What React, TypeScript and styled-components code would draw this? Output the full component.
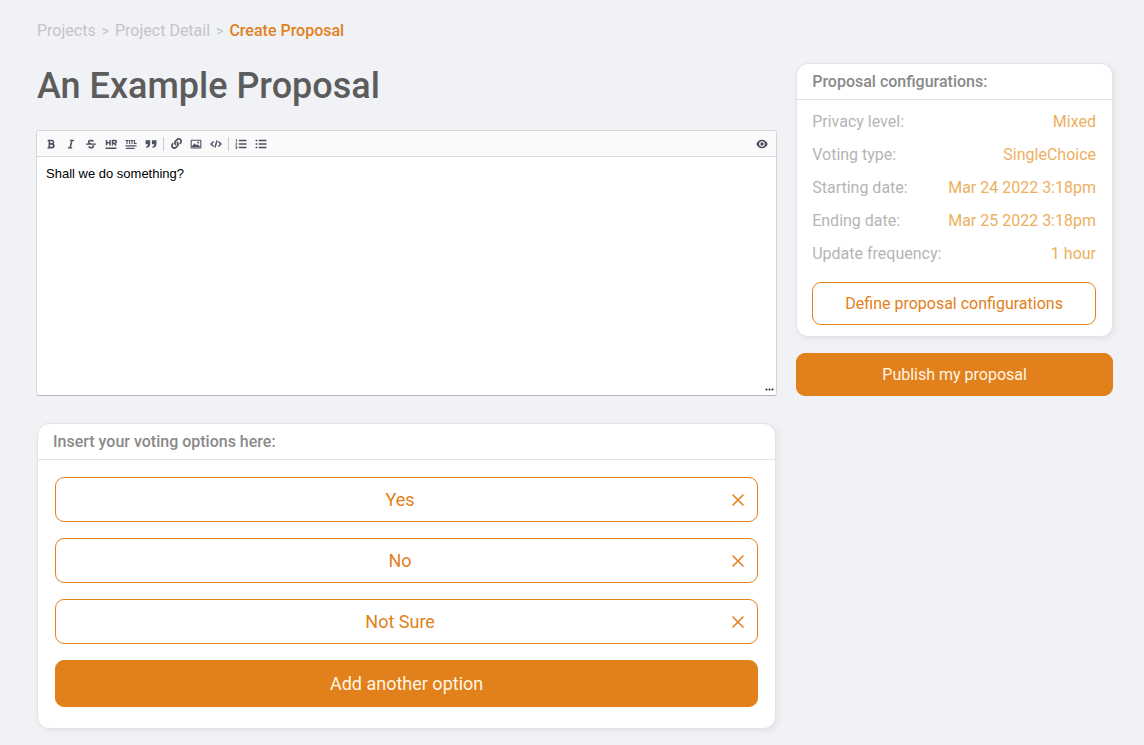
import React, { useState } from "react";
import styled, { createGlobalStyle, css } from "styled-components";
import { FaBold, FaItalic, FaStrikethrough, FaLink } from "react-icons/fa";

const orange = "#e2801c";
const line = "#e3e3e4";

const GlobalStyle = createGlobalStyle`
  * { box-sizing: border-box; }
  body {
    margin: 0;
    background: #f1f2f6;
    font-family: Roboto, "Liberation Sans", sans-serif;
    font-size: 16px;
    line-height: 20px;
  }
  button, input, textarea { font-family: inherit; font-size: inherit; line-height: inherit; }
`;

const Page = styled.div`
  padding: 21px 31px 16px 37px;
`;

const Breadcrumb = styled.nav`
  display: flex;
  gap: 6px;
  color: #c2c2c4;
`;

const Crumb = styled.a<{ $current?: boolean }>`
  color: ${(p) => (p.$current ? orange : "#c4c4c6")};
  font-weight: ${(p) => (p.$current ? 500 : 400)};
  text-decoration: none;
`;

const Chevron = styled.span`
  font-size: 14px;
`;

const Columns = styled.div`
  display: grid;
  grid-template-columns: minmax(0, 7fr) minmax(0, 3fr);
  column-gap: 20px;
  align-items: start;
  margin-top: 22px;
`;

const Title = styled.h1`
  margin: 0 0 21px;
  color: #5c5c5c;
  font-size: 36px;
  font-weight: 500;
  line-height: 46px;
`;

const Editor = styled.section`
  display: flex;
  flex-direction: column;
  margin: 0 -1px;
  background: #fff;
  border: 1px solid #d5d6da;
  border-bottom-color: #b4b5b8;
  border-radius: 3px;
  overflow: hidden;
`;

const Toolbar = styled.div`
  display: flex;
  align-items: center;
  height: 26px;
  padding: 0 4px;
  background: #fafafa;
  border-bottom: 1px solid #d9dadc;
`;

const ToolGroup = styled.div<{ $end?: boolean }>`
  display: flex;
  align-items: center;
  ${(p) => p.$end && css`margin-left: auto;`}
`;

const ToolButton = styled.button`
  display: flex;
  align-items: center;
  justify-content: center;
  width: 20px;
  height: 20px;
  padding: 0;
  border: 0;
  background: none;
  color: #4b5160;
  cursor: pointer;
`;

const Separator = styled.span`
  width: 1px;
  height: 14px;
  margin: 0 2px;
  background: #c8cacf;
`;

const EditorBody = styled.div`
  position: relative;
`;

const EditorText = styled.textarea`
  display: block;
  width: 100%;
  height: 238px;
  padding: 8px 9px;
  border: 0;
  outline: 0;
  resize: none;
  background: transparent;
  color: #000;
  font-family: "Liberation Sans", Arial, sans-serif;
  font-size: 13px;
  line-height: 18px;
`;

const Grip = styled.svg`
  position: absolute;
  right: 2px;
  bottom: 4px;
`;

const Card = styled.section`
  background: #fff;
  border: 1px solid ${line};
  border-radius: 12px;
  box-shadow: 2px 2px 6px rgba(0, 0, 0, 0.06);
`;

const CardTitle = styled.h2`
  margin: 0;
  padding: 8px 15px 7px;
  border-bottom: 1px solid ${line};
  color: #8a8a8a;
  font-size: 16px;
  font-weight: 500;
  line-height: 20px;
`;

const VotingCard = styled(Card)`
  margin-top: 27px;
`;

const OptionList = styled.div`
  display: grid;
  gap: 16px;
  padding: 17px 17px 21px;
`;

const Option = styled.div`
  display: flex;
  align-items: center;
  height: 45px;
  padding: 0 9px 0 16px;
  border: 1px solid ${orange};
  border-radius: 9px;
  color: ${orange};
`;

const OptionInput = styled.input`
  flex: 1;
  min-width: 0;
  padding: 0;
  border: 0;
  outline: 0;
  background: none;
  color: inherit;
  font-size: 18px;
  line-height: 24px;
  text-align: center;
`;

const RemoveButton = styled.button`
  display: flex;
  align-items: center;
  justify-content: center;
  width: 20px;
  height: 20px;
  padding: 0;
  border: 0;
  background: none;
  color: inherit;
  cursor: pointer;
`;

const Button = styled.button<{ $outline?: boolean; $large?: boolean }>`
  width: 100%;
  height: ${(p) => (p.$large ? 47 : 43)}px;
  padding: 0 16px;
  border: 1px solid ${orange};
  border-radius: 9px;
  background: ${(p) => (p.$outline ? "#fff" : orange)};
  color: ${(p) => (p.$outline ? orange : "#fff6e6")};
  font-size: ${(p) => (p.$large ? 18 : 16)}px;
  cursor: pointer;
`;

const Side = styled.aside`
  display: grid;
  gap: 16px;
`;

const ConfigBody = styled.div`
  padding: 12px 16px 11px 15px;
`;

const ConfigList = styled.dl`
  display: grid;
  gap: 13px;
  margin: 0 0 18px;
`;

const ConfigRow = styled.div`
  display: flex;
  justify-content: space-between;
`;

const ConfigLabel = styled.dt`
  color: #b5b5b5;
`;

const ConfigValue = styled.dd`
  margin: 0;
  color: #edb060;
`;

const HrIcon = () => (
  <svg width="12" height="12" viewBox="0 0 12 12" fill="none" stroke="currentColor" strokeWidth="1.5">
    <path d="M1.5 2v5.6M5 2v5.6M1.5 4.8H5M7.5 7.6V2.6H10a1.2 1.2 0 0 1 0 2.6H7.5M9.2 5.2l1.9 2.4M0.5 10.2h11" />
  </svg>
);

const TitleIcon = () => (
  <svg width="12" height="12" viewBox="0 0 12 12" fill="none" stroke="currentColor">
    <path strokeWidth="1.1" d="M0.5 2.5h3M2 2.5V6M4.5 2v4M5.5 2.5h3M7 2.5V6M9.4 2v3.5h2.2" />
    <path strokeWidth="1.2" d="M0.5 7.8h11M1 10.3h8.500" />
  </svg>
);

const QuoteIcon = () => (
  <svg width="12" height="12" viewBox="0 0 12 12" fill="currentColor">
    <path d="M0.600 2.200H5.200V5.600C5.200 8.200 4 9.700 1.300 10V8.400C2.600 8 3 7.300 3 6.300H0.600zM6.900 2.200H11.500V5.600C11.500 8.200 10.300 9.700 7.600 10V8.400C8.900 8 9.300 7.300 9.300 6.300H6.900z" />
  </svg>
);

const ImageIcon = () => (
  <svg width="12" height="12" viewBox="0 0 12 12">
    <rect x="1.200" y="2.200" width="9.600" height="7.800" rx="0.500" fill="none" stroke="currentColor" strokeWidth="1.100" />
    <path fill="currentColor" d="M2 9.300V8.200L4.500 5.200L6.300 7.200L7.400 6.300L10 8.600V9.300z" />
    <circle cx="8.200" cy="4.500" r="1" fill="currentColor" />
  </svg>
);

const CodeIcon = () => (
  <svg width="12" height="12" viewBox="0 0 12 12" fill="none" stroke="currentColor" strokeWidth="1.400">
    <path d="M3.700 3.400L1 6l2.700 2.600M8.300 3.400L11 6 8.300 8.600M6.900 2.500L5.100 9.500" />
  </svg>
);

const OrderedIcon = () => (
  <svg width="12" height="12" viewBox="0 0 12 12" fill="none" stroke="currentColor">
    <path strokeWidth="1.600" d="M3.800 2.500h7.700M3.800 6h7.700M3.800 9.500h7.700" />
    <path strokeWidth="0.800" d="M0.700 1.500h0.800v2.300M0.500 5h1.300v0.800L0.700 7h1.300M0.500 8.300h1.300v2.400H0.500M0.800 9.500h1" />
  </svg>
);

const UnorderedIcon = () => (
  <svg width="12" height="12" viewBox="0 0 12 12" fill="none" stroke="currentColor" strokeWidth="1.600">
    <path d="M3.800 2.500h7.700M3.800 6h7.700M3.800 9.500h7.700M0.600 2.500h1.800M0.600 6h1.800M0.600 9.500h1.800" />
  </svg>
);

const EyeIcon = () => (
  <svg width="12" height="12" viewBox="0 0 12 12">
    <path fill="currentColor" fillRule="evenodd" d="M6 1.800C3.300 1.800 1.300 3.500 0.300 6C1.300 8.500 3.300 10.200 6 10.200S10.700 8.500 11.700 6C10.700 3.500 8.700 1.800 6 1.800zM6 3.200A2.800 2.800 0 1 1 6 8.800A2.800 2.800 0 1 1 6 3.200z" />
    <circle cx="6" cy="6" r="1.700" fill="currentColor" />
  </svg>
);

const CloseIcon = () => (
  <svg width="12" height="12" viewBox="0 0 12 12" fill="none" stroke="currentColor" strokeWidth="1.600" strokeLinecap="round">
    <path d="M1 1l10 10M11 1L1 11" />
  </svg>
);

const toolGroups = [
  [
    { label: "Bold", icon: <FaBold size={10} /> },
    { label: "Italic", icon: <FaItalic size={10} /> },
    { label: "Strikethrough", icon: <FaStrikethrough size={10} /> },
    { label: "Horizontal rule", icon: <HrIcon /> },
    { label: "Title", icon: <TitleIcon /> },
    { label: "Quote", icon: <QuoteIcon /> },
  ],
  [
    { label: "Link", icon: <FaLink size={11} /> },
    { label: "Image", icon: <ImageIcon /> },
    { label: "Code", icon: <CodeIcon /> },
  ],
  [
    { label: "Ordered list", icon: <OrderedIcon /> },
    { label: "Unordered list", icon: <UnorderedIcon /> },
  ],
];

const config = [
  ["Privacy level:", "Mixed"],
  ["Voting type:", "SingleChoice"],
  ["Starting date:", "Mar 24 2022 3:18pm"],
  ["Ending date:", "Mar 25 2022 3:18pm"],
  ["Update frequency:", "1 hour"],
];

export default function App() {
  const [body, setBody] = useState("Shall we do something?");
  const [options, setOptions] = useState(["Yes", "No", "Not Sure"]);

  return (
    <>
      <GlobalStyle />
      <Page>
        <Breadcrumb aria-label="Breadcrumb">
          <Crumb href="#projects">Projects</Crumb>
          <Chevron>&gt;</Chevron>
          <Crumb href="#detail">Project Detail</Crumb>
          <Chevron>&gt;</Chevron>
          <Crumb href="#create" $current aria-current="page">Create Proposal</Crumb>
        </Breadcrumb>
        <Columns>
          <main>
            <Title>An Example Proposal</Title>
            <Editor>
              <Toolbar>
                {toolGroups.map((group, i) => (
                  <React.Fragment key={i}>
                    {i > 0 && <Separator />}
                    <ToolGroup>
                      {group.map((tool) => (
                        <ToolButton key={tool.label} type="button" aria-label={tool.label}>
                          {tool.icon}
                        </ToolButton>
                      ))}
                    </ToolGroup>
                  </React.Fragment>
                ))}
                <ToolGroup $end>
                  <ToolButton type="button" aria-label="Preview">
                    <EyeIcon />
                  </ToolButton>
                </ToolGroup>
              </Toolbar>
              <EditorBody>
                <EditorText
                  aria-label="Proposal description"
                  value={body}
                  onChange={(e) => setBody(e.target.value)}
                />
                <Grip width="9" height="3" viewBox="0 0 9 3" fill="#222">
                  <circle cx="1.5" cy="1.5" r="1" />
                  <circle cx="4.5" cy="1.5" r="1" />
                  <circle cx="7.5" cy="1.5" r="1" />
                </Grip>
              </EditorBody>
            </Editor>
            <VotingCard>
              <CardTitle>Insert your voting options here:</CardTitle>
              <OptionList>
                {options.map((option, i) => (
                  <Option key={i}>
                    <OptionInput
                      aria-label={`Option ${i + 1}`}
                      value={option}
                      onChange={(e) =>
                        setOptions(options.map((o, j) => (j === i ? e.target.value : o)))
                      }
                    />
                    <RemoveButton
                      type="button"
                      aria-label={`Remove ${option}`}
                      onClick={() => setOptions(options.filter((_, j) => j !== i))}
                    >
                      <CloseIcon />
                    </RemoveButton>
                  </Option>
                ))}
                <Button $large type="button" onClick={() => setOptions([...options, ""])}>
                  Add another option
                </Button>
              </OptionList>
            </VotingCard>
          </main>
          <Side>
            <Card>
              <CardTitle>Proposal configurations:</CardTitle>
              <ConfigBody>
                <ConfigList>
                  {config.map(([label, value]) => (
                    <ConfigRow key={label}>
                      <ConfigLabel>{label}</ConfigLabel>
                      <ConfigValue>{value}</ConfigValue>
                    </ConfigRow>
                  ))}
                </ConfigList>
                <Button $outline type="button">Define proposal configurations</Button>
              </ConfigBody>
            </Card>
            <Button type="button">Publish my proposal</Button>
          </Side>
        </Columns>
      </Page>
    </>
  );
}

* _What to do_: Begin at the first line of the material and copy each line exactly through the one containing "FaItalic, FaStrikethrough, FaLink". Omit pictures.

* _Task output_:
What React, TypeScript and styled-components code would draw this? Output the full component.
import React, { useState } from "react";
import styled, { createGlobalStyle, css } from "styled-components";
import { FaBold, FaItalic, FaStrikethrough, FaLink } from "react-icons/fa";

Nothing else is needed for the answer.